The cavern was discovered last year by two Americans and two Hondurans exploring the Cueva de Rio Talgua (the Cave of the Talgua River) near the farm town of Catacamas, about 100 miles northeast of the Honduran capital of Tegucigalpa. They discovered an opening about 30 feet up the wall of a back chamber of the two-mile-deep cave.

Climbing through the opening, they eventually stumbled across a chamber filled with hundreds of bones and skulls that, reflected in the interlopers’ lanterns, seemed to glow with a fierce light of their own. Subsequent studies showed that water in the cave had coated the bones with a fine layer of calcite that reflected light almost like diamonds.

In September, Brady led an expedition into the cave that discovered 23 deposits of human skeletons, at least 20 of which contained multiple bodies.
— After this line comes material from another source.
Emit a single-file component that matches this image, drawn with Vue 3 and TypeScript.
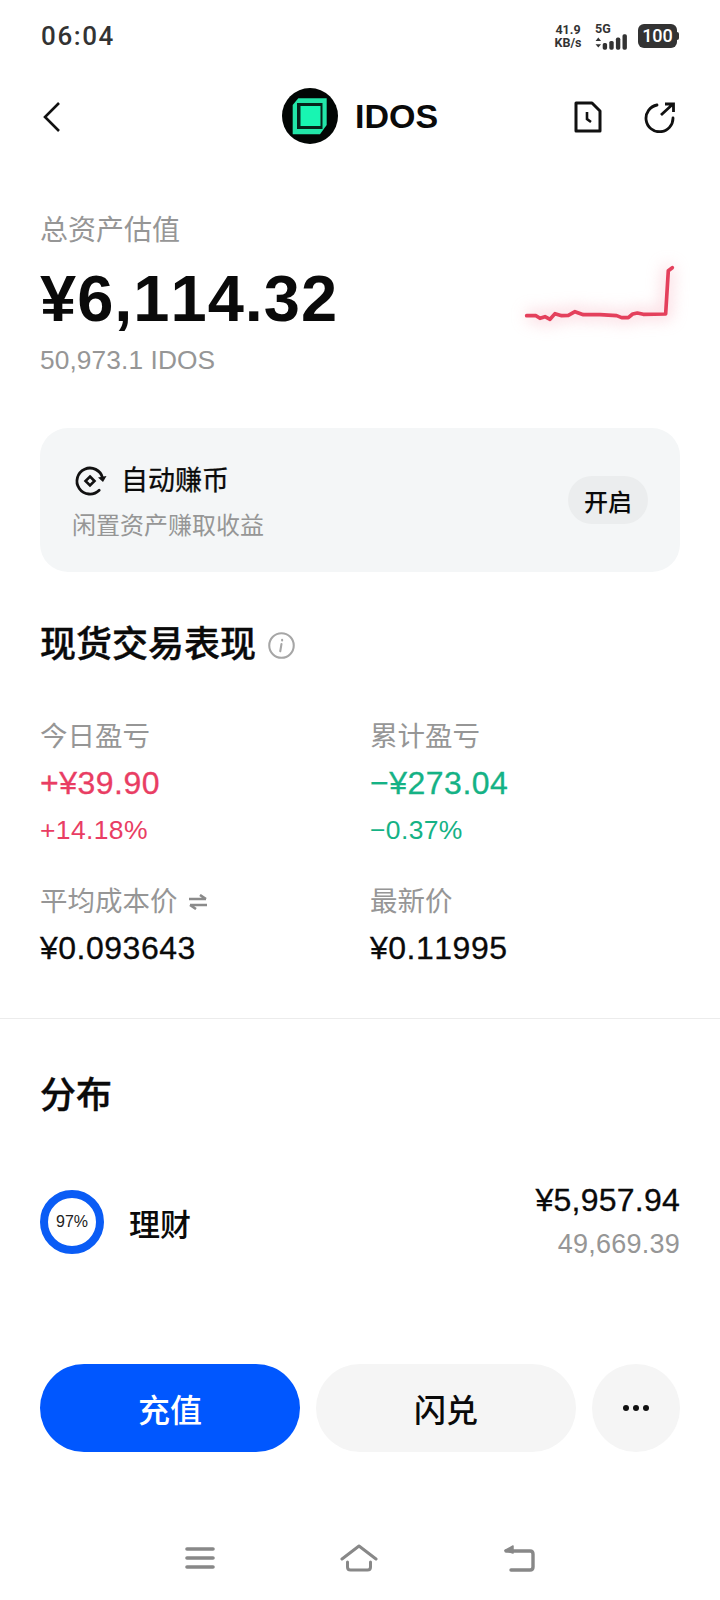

The vast majority of these seemed to be bundle burials, in which groups of bones are wrapped and brought to the cave after the flesh had been removed elsewhere.

The bones were painted red and it appeared that a red mineral pigment was sprinkled on the ground where the bones were placed. Brady estimates that because only 100 to 200 individuals were buried in the cave, they represented the elite of a nearby village. That conclusion was bolstered by the discovery of about 20 pieces of ceremonial pottery accompanying some of the deposits, two large, thin-walled marble bowls and jade jewelry on at least one skeleton.

A survey of the site also revealed the presence of more than 100 mounds covering the remains of a community that stretched at least half a mile. Pottery shards from the mounds are identical to those from the cave, suggesting that they were contemporaneous.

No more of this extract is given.